Advances in life sciences are pivotal to the well-being of humankind and hold potentially vast economic benefits. In response to an Administration initiative to revise federal policies in this area, ITIF Senior Fellow Val Giddings urges policymakers to reform regulatory practices that are impeding the development of a sustainable, bio-based economy for the 21st century. In a submission filed with the Office of Science & Technology Policy (OSTP) he stresses regulations that do not address credible hazards must be retired, and regulatory oversight must be refocused on areas where risks might, in fact, reside and significant uncertainty remain.
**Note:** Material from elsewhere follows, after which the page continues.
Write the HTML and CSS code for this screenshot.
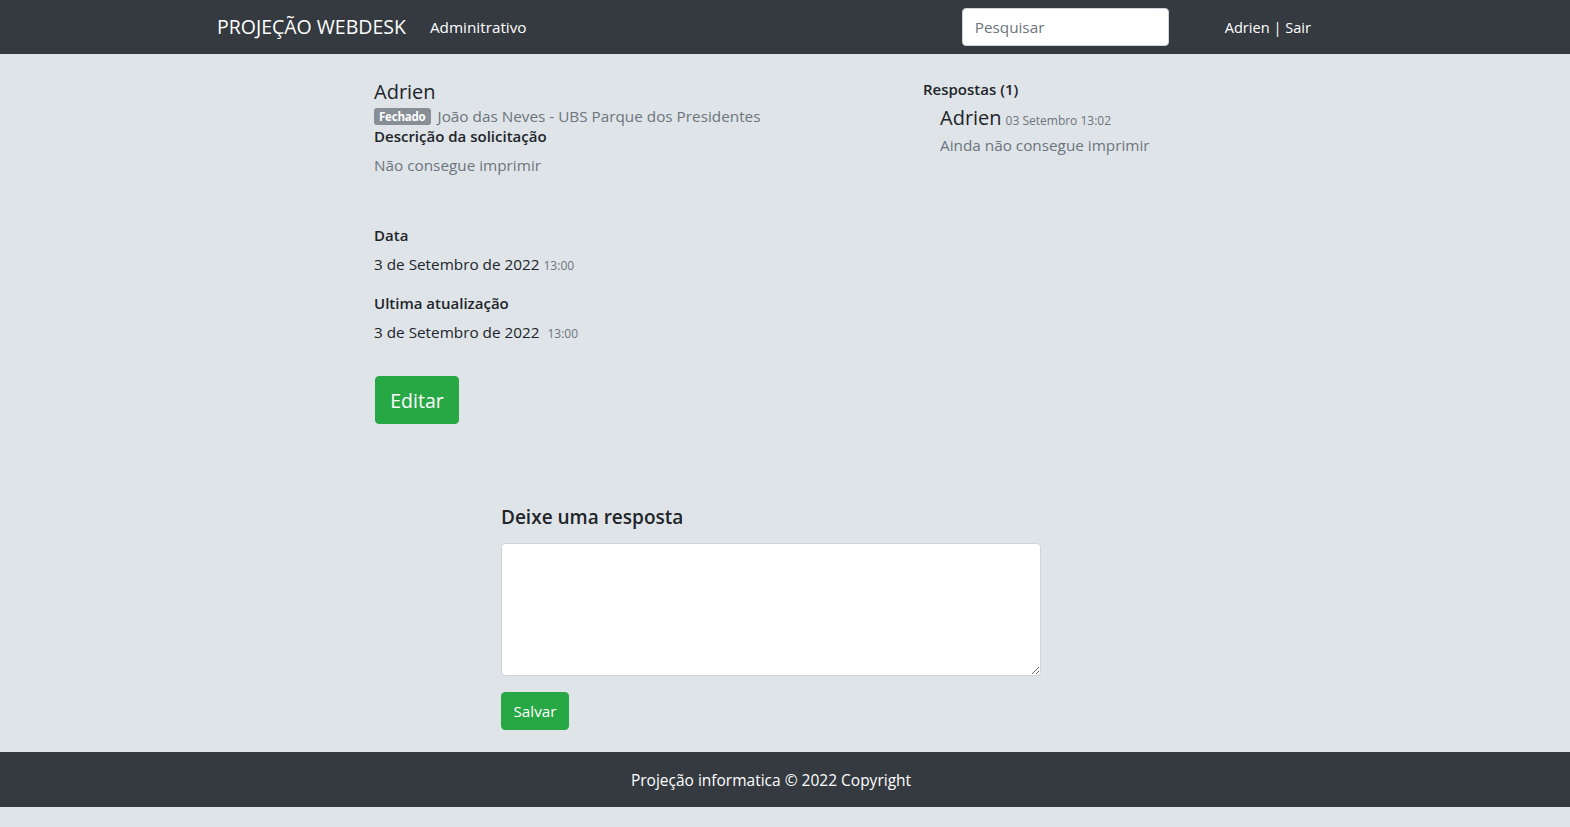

He outlined six specific steps for officials to take to ensure regulations better reflect the latest scientific data and promote the development and adoption of critical innovations in this area:
1) Reform the U.S. regulatory system. Regulations must be based in science and should be frequently updated to take into account the lessons gained from experience;
2) The trigger for regulatory review should be the novelty of the introduced trait (introduced by whatever method) and not the process used to introduce the trait;
3) Exempt phenotypes from regulatory review if they could be accomplished through classical breeding methods;
4) Regulatory agencies must stop treating gene flow as intrinsically hazardous, and shift their focus to appropriate risk management/mitigation in the rare cases where genes so disseminated could, in fact, present a genuine hazard;
5) Shift to phenotype-based regulatory triggers. Agencies should transition from an event-based regulatory process to a phenotype-based process, as the hazard of a phenotype that is stably inherited has more to do with the distinguishing features of the phenotype than with the precise details of the process through which it was produced;
6) Enhance effectiveness, adaptability, and public confidence by accelerating regulatory updates and transparency.